» **Given request**:
Wherever the word "this" turns up in a line of the entries, copy that line.

-- start of The data --

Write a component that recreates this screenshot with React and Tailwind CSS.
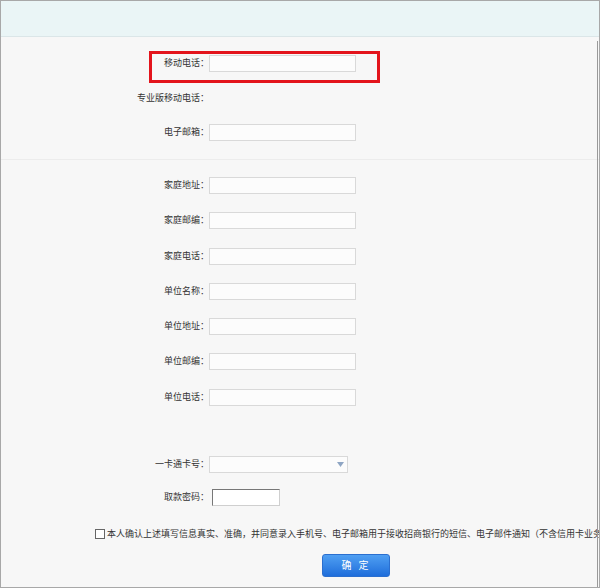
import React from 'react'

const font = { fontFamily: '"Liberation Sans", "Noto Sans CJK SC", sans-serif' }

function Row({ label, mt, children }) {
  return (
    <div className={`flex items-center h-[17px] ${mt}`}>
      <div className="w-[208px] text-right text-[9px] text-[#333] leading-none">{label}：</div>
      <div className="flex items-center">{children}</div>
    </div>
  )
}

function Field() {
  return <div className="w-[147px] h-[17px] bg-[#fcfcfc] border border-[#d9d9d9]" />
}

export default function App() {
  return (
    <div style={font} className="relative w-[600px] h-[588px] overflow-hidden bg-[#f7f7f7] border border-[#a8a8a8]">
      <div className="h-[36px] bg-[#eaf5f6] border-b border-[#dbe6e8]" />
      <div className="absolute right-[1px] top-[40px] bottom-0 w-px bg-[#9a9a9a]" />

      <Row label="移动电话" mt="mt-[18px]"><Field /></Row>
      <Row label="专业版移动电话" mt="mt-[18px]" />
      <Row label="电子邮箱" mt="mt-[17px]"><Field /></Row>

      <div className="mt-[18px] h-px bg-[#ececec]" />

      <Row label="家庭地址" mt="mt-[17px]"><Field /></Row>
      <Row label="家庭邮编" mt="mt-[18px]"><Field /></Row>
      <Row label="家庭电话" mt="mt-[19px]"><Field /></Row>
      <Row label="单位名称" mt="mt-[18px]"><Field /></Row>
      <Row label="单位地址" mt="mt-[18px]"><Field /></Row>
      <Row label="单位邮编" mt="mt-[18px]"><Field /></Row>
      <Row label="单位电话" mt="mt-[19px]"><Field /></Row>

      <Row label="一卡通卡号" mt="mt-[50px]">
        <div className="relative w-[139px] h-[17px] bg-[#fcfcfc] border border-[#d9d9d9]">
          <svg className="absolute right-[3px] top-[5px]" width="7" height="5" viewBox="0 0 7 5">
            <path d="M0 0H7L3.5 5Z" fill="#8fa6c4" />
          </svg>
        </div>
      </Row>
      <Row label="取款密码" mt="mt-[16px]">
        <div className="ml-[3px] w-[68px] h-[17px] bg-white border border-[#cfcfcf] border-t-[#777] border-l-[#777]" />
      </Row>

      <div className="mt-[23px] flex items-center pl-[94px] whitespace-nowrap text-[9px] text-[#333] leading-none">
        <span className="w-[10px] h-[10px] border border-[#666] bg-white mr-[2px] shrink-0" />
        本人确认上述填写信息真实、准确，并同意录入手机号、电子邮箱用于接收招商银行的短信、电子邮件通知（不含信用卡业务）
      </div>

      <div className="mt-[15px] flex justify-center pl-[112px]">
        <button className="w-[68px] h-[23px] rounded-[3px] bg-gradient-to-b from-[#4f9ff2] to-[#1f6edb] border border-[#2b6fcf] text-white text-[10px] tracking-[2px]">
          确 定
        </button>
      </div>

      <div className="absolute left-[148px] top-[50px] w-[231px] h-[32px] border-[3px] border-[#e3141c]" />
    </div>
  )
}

-- end of The data --
-- start of The data --

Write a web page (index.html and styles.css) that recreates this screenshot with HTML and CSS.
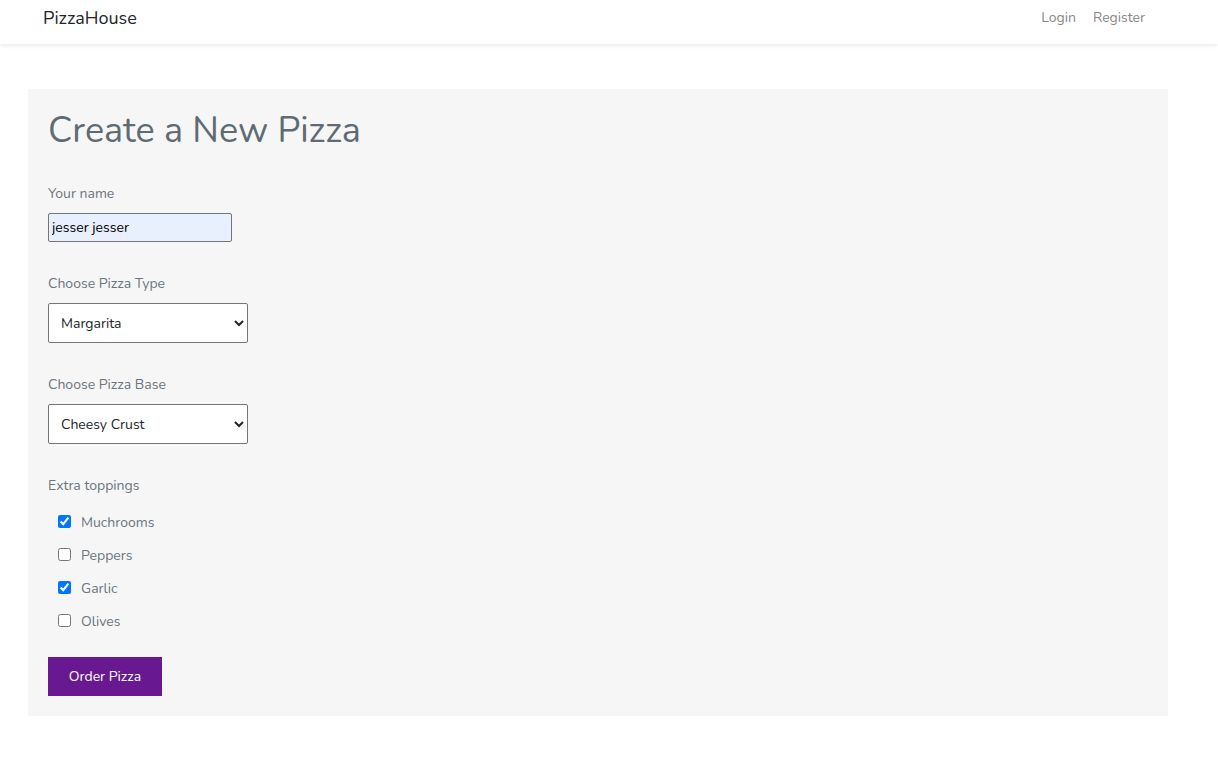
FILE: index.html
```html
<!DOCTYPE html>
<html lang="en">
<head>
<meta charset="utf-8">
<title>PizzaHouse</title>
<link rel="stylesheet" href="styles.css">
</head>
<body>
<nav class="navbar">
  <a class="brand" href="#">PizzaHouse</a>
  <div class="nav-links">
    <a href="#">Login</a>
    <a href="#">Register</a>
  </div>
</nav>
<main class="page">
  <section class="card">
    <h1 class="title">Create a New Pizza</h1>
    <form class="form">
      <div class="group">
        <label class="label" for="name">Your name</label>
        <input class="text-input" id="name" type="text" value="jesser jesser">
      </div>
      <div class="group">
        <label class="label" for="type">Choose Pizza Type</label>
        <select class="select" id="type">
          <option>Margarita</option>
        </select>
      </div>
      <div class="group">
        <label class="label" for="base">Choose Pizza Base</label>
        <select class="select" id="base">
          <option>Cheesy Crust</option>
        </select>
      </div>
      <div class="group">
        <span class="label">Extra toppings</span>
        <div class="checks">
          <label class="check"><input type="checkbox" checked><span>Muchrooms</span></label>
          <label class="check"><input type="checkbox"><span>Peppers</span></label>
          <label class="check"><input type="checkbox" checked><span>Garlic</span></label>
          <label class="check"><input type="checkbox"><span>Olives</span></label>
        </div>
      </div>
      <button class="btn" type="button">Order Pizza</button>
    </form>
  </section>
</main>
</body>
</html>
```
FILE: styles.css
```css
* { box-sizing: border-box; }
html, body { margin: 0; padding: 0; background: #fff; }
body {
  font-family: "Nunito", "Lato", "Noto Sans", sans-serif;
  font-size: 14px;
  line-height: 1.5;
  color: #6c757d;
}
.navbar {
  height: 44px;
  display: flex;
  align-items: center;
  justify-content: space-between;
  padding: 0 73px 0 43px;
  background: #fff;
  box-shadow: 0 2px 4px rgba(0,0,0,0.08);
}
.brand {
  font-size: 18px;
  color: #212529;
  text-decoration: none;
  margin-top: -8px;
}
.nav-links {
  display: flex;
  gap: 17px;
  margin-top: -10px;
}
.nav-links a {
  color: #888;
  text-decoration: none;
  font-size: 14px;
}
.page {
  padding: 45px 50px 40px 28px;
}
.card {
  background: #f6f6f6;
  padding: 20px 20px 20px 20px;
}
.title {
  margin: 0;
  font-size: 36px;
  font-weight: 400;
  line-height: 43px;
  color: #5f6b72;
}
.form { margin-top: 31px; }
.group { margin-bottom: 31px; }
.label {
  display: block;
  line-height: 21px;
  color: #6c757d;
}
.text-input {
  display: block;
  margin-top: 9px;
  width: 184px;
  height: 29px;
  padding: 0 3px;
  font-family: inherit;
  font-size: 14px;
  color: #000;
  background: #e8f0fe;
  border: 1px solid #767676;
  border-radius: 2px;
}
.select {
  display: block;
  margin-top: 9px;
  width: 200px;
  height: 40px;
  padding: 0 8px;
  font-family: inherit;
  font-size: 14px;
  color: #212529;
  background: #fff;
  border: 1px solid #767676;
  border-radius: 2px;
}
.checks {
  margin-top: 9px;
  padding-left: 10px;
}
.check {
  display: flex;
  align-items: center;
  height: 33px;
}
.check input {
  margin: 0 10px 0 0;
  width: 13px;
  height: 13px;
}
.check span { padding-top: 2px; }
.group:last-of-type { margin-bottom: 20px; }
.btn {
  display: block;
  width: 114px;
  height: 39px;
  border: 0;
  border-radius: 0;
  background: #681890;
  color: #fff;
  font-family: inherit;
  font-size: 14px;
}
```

-- end of The data --
-- start of The data --

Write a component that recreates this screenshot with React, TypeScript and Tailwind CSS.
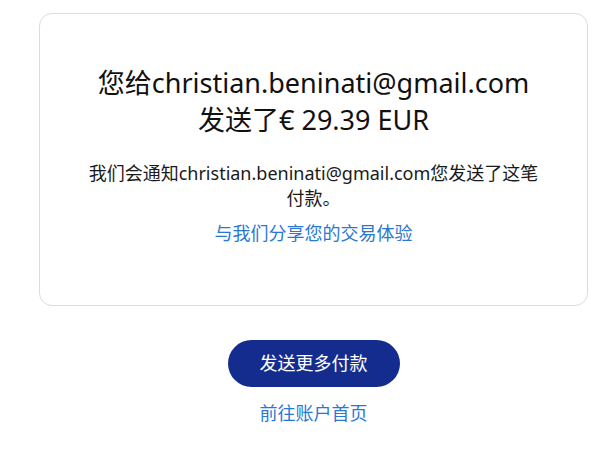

-- end of The data --

» **Result of the task**:
Write a component that recreates this screenshot with React and Tailwind CSS.
Write a web page (index.html and styles.css) that recreates this screenshot with HTML and CSS.
Write a component that recreates this screenshot with React, TypeScript and Tailwind CSS.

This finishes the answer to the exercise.